The contention was rejected and it was held that since the defendants were obliged to apply for the setting aside of the ex-parte order, it could not be said that they had taken any step in the proceeding. It was observed that if, after the setting aside of the ex parte order, the defendants had taken any other step in the suit besides the step of asking the court to stay proceedings because of the arbitration clause in the agreement, then no doubt they could not avail of the benefit of Sec. 34 of the Indian Arbitration Act; but the defendants had not taken any step except the application for setting aside the ex-parte order and, therefore, it was held that the defendants could get the benefit of Sec. 34 of the Indian Arbitration Act. 11. In the case before us also the defendants did not take any intermediate step between the date of the setting aside of the ex-parte order and the making of the application under Sec. 34 of the Indian Arbitration Act. The observations of Du Parcq, L. J., in Lane v.

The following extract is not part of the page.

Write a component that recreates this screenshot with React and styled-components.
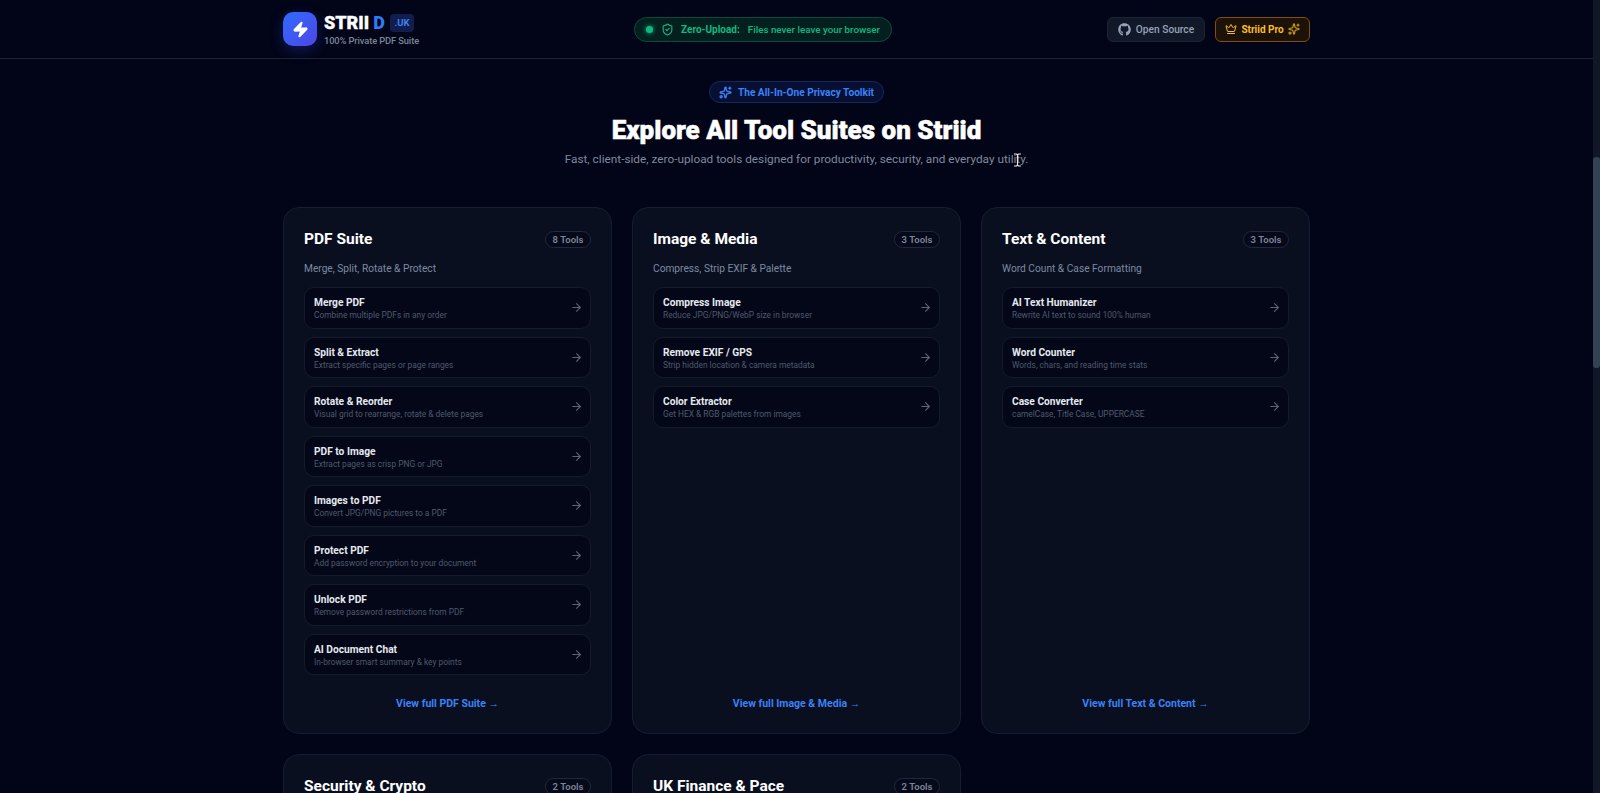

Herman, (1939) 3 A.E.R. 353 (356) would also inferentially lend support to the view we are taking in this case. 12. We may also mention here that learned counsel for the defendants addressed an argument to us that at the time when the defendants had applied for the setting aside of the ex-parte order, the application to sue suit was then pending before the trial court, so that it could not be said that the defendants had taken a step in a proceeding in respect of any matter agreed to be referred to arbitration. Since it has been possible for us to dispose of the case on a narrower ground, we have not considered it proper to express any opinion on this question. 13. We, accordingly, allow this appeal and set aside the order of the trial court and further direct that the trial court will now proceed to pass an appropriate order under Sec. 34 of the Indian Arbitration Act having regard to the observations which may be placed before it for consideration. The plaintiff shall pay the costs of this appeal to the defendants.